Kenyon got out to a 2-1 match lead after doubles against the Blue Jays. At the No. 3 flight, Jacob Zalenski (Canton, OH/Jackson) and Austin Diehl (O'Fallon, MO/Home Schooled) won 8-2, while Nicholas Paolucci (Grosse Pointe, MI/Grosse Pointe South) and Henry Barrett (Towson, MD/Gilman School) claimed an 8-6 victory at No. 2.
After being tied 2-2, Zalenski regained the lead for the Lords at the top singles flight, with a 6-1, 6-4 victory. Kenyon would also earn wins from Brian Yoshino (Dublin, OH/Dublin Coffman) and Diehl.



The Kenyon Men’s Tennis team earned a first-round bye in the 2019 NCAA Division III Men’s Tennis Tournament after winning the North Coast Athletic Conference (NCAC) title last week in Indianapolis, Ind.

The No. 11-ranked Lords (18-3) will await the winner of No. 25-ranked Johns Hopkins (16-4) and Washington & Jefferson (15-3) which will be played Friday, May 10, on the campus of Johns Hopkins in Baltimore, Maryland. Johns Hopkins won the Centennial Conference Tournament and will host the opening three rounds of the regional. Washington & Jefferson earned it's berth by winning the Presidents' Athletic Conference (PAC) tournament. Kenyon’s second-round match will be Saturday, May 11. 

On the other side of the regional at JHU, John Carroll University (9-9) and Franciscan University (10-12) will face off on Friday. The Blue Streaks won the Ohio Athletic Conference (OAC) while the Barons claimed the Allegheny Mountain Collegiate Conference (AMCC).

The teams will play a single-elimination tournament with the first, second- and third-rounds played at regional sites. Kalamazoo College will host the team championships finals, which will be held May 20-22 at Stowe Stadium in Kalamazoo, Michigan. 

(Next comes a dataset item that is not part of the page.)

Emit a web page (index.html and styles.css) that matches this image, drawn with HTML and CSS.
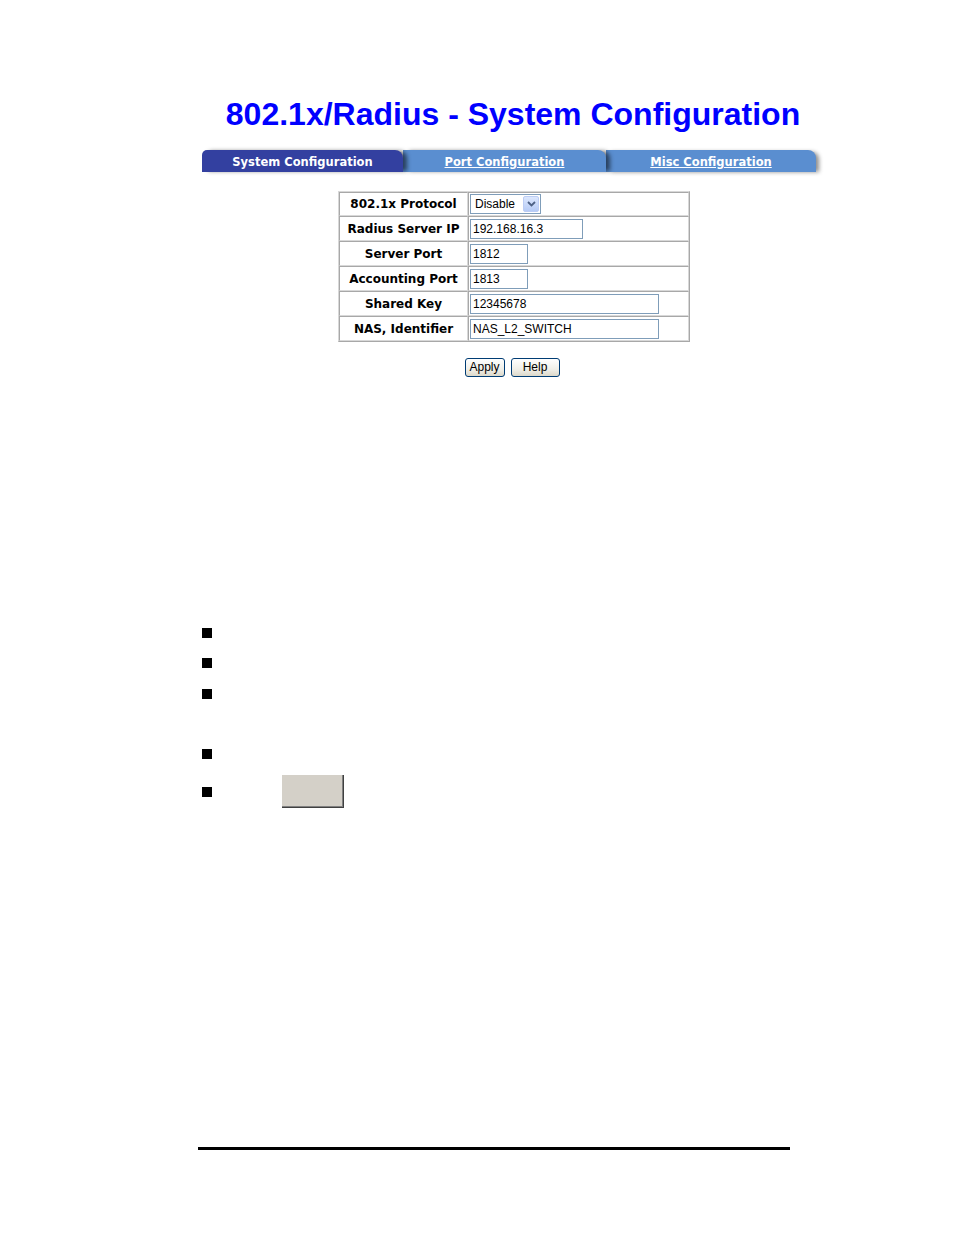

The championships provide for a 43-team tournament. Automatic qualification (AQ) is granted to 35 conference champions, which form "Pool A."  Three teams will be selected from true independents and schools from conferences that do not have an automatic bid for their champions (Pool B).  The remaining five teams are selected from those teams in conferences with automatic bids that did not win their conference's AQ and the remaining Pool B institutions (Pool C). The teams are geographically paired, whenever possible.